• Instructions for the task: Go over the entries below line by line, copying each one that contains the word "Reproduce".

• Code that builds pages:
● ● ● ● ● ● ●

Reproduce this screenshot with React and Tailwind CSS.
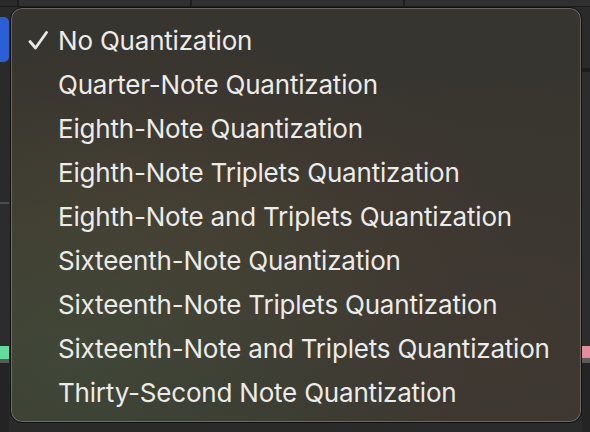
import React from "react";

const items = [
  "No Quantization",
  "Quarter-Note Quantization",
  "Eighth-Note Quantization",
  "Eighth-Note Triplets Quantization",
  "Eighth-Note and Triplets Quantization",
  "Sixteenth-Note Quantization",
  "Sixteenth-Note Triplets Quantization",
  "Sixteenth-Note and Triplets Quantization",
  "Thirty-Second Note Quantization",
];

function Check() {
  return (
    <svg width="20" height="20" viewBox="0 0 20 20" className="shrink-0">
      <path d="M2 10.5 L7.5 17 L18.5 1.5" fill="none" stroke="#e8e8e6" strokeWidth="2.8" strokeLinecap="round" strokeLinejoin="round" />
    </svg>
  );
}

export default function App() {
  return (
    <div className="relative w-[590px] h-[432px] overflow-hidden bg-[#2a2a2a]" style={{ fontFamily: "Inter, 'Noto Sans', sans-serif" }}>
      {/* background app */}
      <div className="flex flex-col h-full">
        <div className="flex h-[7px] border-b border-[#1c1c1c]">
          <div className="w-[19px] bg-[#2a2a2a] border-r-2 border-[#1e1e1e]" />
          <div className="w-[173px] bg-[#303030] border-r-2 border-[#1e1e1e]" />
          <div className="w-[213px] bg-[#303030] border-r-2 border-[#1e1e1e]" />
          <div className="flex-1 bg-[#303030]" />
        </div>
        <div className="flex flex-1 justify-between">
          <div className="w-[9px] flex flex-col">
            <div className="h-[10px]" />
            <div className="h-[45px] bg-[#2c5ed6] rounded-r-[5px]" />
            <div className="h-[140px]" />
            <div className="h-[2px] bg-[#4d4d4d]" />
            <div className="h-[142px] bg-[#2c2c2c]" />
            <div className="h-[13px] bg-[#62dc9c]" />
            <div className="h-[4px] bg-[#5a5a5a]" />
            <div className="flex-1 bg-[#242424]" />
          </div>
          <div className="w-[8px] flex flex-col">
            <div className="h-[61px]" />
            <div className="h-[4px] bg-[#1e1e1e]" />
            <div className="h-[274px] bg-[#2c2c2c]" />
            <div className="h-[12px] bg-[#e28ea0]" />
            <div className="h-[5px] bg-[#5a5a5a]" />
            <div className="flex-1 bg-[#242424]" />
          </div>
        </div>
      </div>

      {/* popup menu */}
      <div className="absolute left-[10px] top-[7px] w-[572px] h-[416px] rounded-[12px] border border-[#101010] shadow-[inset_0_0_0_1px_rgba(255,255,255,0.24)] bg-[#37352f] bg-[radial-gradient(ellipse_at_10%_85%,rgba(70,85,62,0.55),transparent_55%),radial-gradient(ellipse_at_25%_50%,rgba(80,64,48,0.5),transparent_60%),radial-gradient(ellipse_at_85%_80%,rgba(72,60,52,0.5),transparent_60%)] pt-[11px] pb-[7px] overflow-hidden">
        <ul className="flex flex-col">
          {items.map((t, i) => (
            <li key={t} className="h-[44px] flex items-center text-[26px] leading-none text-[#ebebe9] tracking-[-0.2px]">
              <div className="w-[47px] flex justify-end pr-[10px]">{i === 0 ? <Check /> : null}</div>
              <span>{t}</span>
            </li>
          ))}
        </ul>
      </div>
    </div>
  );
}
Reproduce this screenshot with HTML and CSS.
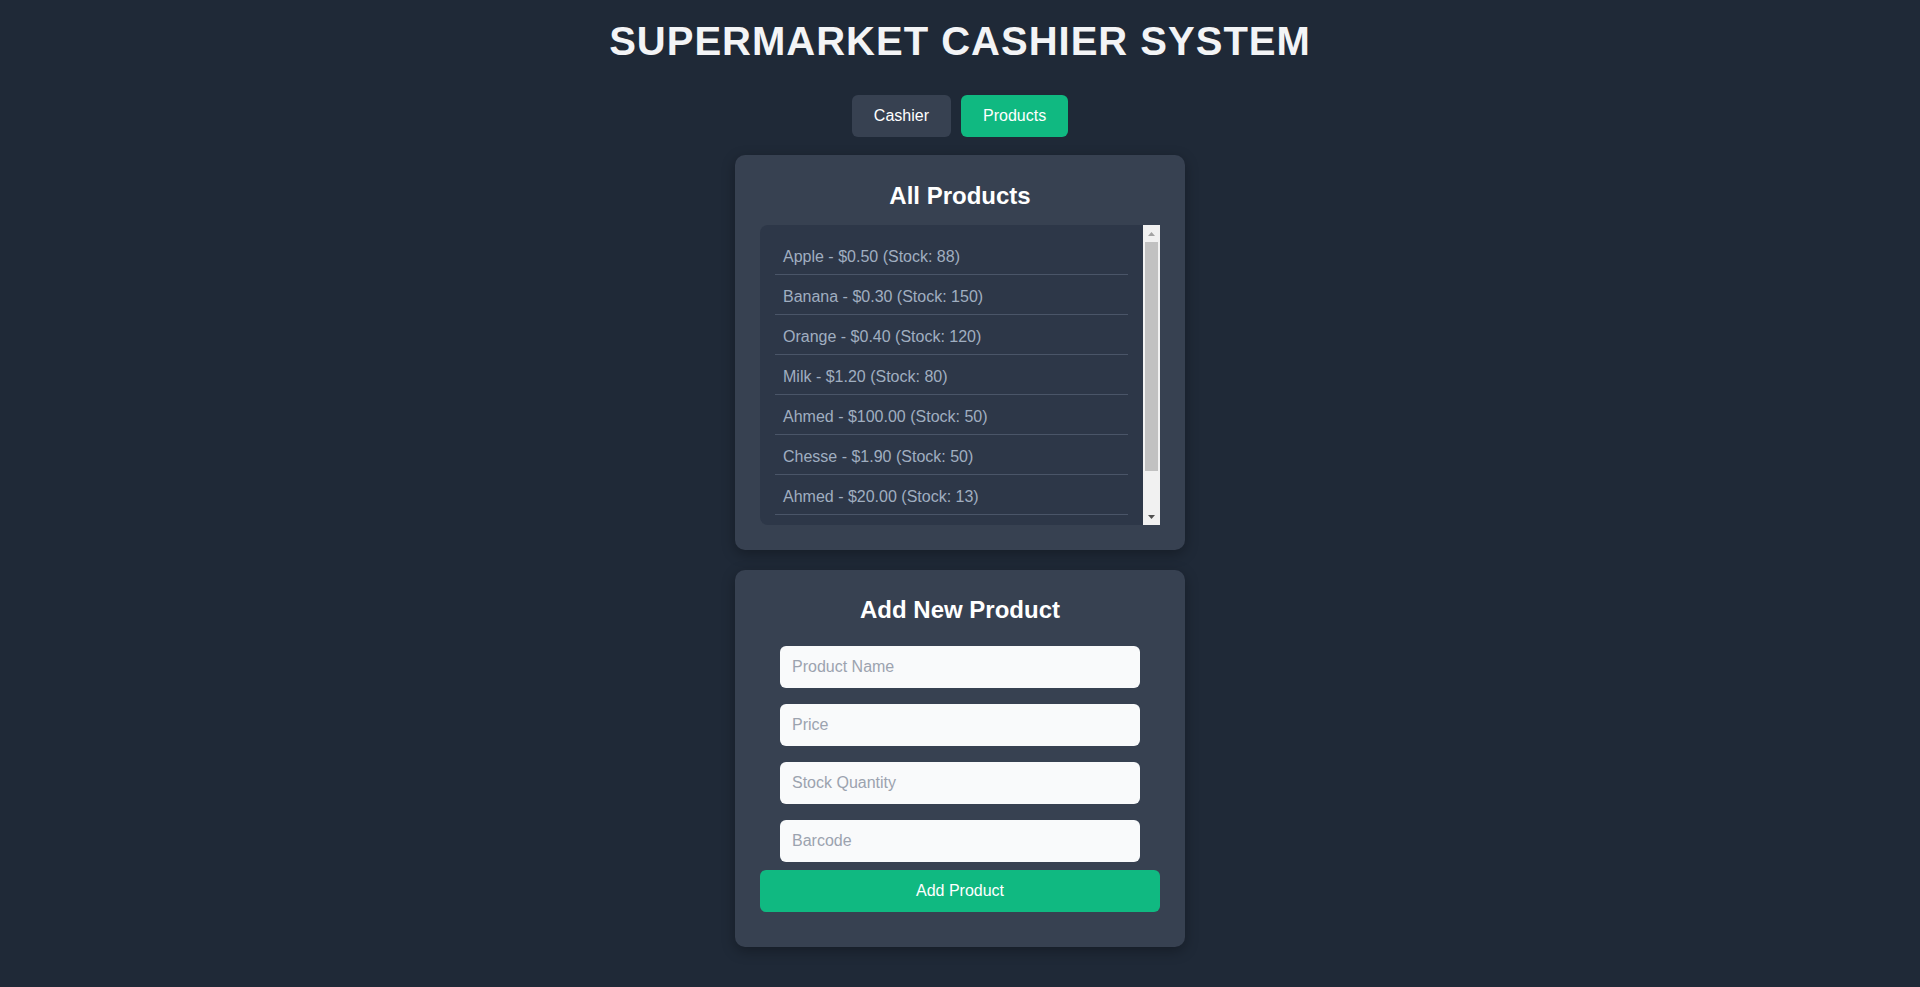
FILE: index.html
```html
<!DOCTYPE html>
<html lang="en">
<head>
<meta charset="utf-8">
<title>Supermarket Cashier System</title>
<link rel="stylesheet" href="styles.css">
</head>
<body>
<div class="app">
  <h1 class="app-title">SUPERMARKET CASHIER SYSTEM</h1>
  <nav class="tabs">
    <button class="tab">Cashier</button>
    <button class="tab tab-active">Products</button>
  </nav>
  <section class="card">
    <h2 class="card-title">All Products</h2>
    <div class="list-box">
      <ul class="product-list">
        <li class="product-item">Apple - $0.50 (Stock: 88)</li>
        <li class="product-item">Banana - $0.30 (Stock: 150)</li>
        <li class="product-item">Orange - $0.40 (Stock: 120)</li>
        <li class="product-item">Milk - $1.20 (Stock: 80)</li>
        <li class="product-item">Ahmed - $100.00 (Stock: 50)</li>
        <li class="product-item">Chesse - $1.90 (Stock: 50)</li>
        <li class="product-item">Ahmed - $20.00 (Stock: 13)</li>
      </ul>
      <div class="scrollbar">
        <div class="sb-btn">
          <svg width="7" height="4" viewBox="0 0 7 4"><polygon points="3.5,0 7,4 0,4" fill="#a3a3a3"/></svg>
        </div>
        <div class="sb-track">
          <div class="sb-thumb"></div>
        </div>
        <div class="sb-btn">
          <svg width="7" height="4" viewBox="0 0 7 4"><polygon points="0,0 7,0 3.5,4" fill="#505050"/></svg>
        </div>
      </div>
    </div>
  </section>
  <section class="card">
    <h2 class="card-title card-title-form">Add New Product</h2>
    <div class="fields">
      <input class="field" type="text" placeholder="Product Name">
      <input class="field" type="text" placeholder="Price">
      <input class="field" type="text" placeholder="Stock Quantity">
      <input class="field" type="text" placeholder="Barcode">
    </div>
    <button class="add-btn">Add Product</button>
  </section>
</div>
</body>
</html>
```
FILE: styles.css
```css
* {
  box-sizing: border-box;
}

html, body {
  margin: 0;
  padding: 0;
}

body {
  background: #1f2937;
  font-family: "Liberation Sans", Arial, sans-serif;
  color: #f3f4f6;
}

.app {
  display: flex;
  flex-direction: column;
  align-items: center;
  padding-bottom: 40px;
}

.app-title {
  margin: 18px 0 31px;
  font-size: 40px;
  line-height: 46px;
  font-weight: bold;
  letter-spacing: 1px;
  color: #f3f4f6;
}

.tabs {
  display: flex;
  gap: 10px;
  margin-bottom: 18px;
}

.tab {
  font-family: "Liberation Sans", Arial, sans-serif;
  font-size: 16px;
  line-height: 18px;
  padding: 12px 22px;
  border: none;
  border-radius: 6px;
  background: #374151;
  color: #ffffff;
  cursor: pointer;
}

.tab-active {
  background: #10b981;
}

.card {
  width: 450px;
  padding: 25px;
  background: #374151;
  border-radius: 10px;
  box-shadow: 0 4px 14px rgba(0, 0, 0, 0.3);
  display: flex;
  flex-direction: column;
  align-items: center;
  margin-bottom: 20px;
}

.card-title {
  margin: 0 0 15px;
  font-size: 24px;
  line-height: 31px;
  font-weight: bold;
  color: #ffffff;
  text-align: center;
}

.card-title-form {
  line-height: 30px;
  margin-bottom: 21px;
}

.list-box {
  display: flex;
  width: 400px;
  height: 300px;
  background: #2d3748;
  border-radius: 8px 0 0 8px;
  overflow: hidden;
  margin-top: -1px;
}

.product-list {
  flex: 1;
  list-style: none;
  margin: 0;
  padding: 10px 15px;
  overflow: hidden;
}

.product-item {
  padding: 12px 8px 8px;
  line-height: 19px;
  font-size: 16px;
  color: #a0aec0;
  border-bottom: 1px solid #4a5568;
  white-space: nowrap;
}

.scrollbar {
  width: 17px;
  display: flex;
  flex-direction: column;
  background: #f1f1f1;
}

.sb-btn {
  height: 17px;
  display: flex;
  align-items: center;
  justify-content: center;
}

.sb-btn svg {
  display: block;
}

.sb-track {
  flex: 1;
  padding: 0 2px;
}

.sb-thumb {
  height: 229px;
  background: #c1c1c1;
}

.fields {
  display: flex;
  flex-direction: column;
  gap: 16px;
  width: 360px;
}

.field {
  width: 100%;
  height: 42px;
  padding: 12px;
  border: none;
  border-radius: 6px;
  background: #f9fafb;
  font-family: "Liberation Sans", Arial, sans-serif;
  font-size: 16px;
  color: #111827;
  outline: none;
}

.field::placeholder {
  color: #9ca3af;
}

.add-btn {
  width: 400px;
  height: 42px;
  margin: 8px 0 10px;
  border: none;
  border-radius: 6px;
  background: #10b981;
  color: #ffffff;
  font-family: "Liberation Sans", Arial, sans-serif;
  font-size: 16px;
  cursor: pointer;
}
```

● ● ● ● ● ● ●

• Exercise response:
Reproduce this screenshot with React and Tailwind CSS.
Reproduce this screenshot with HTML and CSS.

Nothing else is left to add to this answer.